PROMPT -
Copy each line in which the string "React" occurs.

COLLECTED MATERIAL -
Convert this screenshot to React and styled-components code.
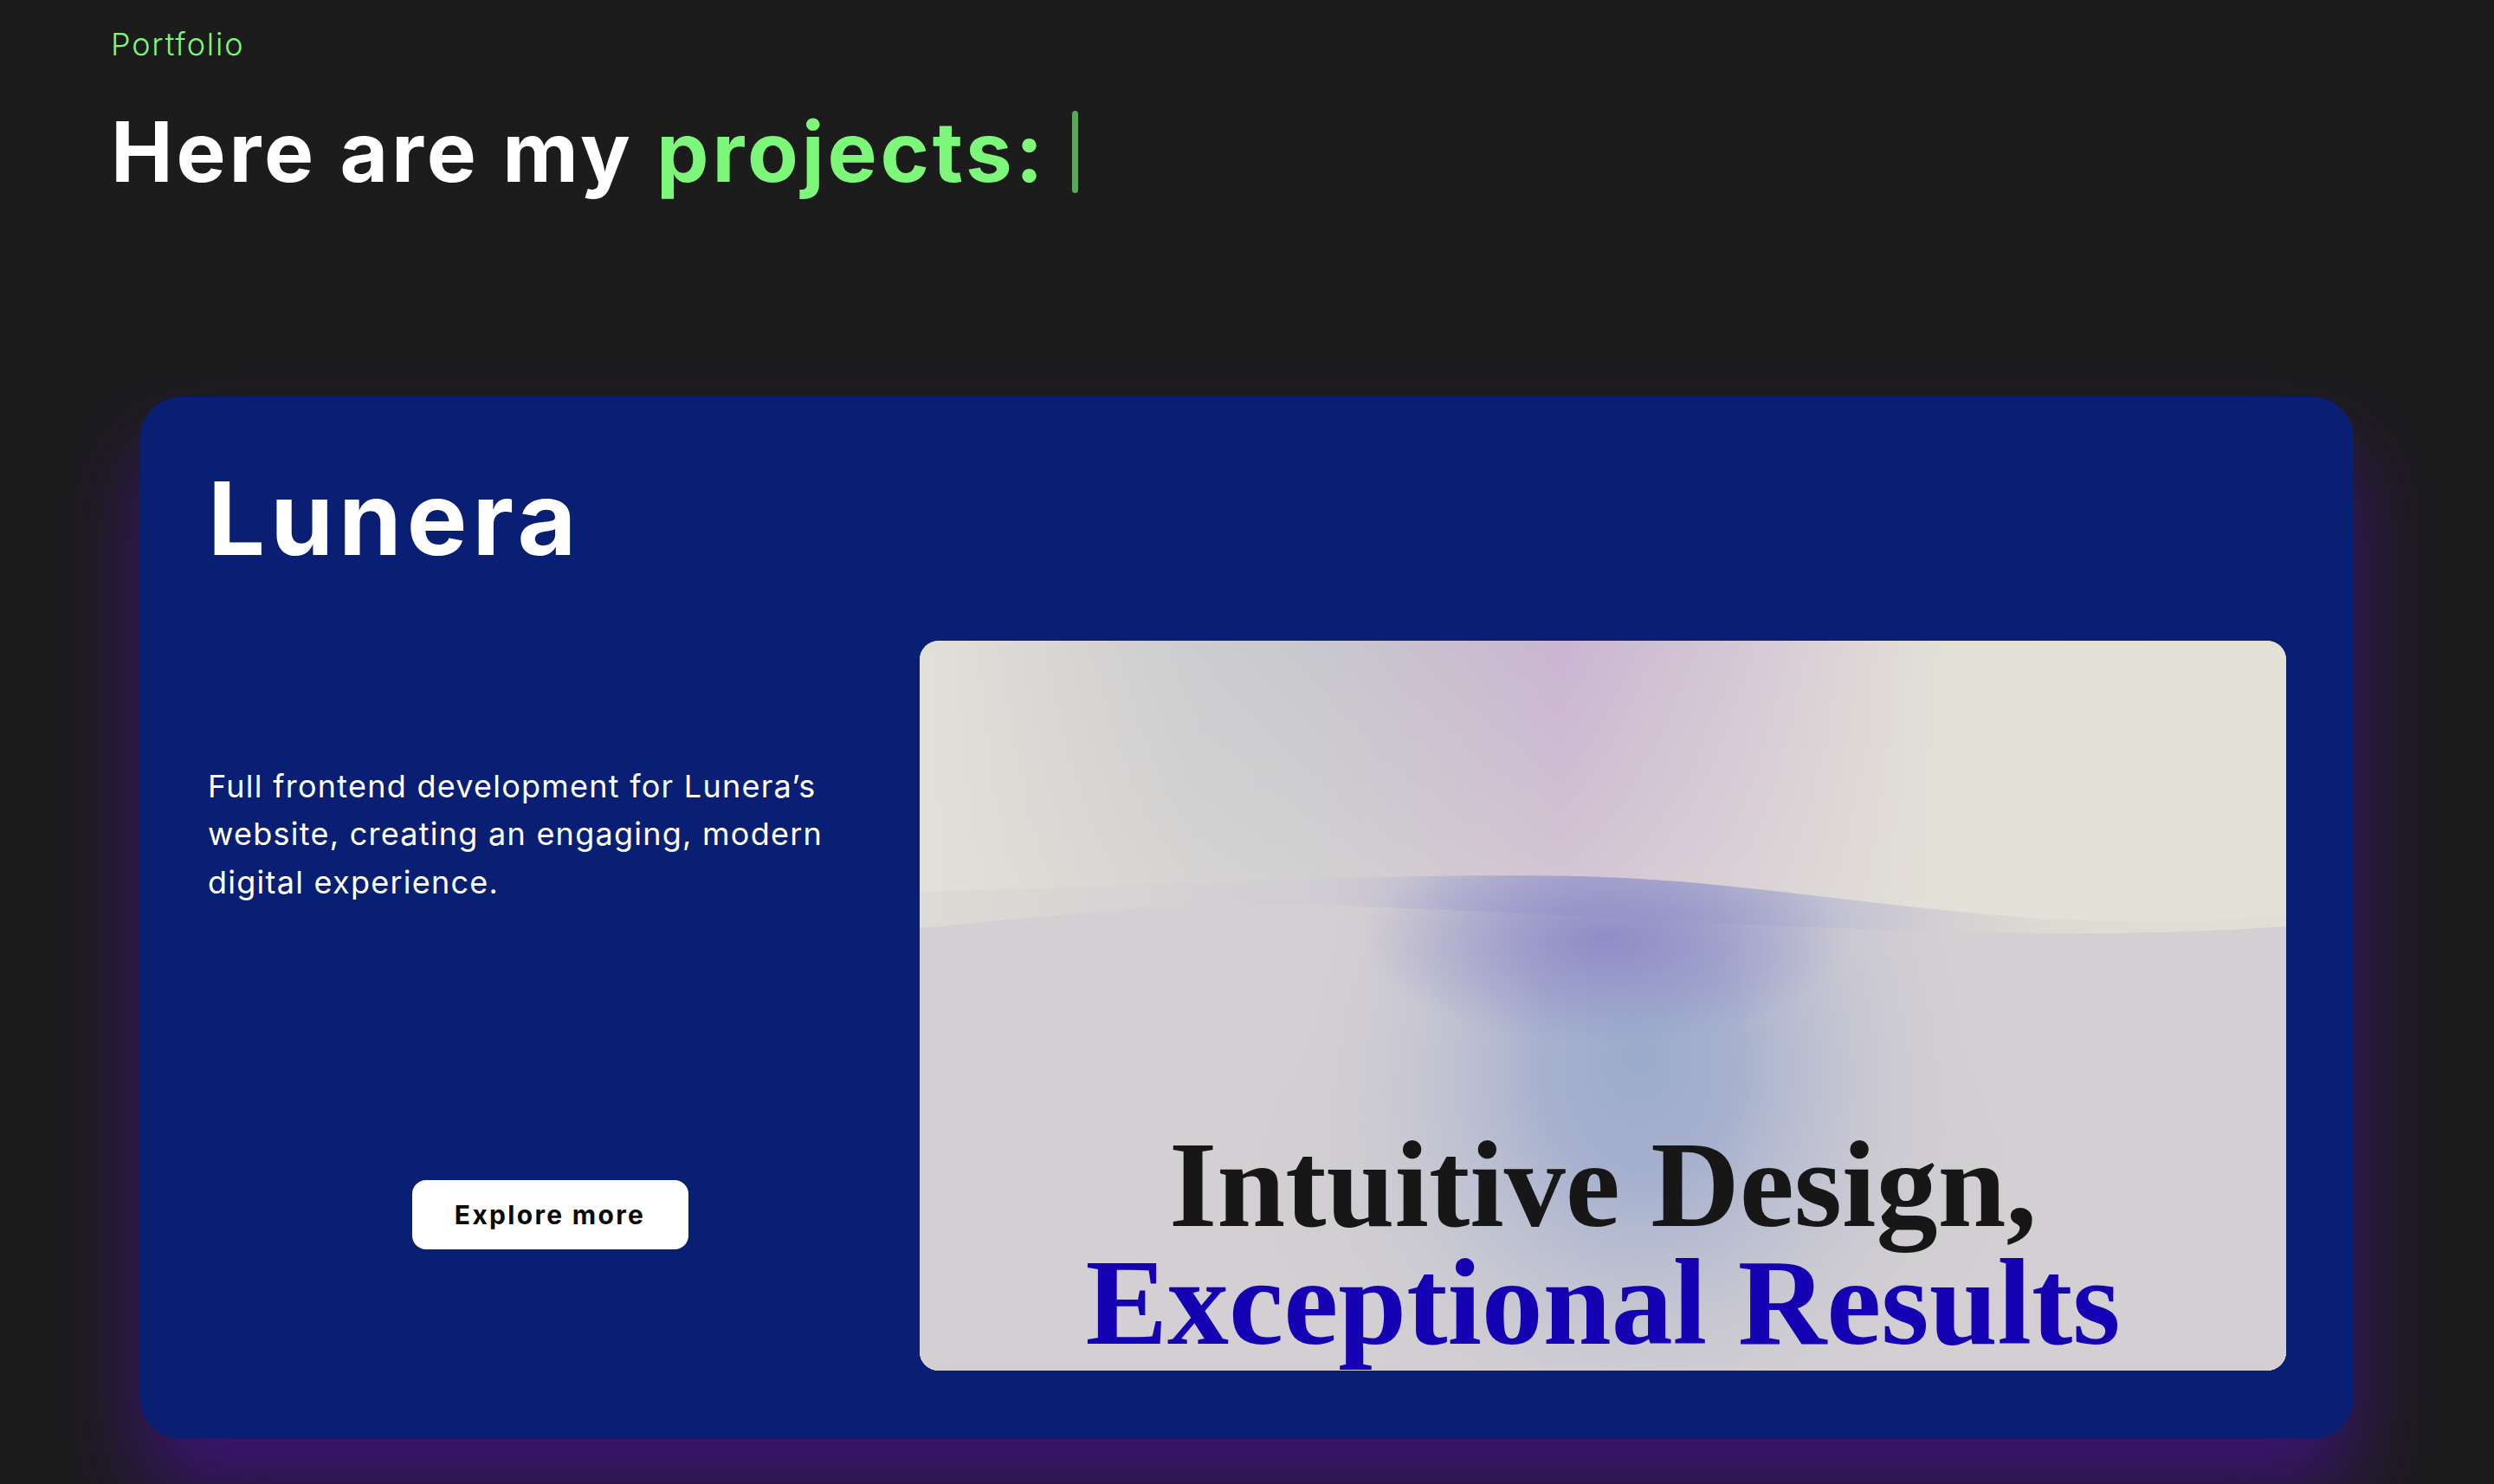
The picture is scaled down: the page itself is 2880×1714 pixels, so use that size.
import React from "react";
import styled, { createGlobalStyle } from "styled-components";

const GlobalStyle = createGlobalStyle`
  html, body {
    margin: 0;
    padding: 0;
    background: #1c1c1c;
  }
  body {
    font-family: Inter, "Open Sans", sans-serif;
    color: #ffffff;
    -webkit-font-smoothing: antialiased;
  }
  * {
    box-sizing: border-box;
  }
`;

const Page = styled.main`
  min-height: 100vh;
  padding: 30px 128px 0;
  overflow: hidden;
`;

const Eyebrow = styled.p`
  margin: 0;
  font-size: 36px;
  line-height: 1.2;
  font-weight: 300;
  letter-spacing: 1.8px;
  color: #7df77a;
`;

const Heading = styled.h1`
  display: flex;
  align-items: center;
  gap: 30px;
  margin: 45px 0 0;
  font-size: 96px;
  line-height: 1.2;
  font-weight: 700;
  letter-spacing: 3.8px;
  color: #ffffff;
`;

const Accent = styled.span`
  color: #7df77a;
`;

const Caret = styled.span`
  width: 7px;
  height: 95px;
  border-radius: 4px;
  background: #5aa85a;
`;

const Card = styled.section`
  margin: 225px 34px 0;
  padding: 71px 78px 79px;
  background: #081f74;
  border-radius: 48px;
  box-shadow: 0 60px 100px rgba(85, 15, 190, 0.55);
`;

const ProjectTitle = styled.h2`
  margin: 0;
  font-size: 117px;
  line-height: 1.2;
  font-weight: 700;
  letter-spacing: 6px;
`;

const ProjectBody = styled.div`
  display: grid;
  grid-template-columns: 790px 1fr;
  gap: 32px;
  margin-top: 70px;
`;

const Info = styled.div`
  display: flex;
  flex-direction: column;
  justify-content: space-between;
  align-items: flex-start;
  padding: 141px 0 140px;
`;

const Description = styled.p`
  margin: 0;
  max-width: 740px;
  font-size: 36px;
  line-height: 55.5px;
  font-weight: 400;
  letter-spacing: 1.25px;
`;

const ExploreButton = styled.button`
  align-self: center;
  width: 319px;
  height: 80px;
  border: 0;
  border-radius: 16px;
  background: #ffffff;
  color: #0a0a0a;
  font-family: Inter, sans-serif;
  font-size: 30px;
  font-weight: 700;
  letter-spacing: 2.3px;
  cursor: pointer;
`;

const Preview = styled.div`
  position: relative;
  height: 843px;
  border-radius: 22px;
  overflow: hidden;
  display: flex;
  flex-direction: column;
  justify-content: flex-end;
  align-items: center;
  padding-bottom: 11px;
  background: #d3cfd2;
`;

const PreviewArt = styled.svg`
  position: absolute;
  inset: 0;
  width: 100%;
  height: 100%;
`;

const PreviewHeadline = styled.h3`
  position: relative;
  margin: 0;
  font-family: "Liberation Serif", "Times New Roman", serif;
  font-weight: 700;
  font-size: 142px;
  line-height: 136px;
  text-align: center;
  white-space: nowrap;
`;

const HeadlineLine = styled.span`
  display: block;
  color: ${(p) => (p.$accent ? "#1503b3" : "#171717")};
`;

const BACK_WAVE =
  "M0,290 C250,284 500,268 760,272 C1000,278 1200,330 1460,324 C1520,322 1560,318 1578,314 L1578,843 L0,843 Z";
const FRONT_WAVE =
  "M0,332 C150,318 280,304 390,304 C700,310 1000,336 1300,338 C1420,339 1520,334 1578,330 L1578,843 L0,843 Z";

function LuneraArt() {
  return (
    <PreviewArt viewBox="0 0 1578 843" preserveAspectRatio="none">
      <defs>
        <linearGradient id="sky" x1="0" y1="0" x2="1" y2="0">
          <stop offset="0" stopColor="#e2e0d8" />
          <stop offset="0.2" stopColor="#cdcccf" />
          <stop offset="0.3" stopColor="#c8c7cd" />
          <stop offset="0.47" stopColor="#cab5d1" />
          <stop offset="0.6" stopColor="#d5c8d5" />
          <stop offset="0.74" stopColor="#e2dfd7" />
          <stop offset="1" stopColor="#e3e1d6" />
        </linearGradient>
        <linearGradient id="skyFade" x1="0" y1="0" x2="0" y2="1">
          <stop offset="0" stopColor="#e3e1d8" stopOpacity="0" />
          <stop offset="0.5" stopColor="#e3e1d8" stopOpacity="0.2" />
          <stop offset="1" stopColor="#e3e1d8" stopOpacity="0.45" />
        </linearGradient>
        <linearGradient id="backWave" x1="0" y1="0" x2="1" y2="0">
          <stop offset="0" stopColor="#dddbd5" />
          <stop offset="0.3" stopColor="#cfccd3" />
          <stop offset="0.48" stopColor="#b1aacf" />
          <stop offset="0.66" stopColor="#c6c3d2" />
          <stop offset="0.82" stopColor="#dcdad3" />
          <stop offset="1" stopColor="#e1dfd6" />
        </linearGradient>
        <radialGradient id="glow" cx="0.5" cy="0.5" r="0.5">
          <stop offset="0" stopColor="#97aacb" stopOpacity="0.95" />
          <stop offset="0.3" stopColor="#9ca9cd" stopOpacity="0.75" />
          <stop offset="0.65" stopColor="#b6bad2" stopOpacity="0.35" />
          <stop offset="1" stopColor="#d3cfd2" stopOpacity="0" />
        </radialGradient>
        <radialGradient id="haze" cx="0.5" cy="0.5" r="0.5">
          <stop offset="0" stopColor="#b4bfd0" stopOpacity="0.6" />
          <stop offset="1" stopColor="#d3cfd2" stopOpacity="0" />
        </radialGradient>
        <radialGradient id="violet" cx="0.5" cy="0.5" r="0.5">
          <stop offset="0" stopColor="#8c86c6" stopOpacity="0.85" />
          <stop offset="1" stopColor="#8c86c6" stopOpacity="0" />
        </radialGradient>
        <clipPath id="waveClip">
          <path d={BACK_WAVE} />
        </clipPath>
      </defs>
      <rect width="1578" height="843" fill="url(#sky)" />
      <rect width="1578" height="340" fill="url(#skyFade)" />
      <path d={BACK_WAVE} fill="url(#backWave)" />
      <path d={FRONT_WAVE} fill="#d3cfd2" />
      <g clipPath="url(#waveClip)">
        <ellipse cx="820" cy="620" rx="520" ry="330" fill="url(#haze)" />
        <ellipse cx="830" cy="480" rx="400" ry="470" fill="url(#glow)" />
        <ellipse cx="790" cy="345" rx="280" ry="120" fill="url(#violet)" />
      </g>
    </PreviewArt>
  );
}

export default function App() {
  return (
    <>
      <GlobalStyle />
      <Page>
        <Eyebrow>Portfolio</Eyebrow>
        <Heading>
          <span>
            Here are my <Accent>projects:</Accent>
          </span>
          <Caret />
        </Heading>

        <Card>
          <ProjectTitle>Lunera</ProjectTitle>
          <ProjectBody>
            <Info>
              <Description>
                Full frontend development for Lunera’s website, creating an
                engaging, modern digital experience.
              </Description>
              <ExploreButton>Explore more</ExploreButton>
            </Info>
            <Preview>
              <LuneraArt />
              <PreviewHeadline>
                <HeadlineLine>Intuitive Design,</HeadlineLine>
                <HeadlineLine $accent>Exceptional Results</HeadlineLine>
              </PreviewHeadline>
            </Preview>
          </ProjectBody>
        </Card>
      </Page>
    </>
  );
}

FINAL RESULT -
Convert this screenshot to React and styled-components code.
import React from "react";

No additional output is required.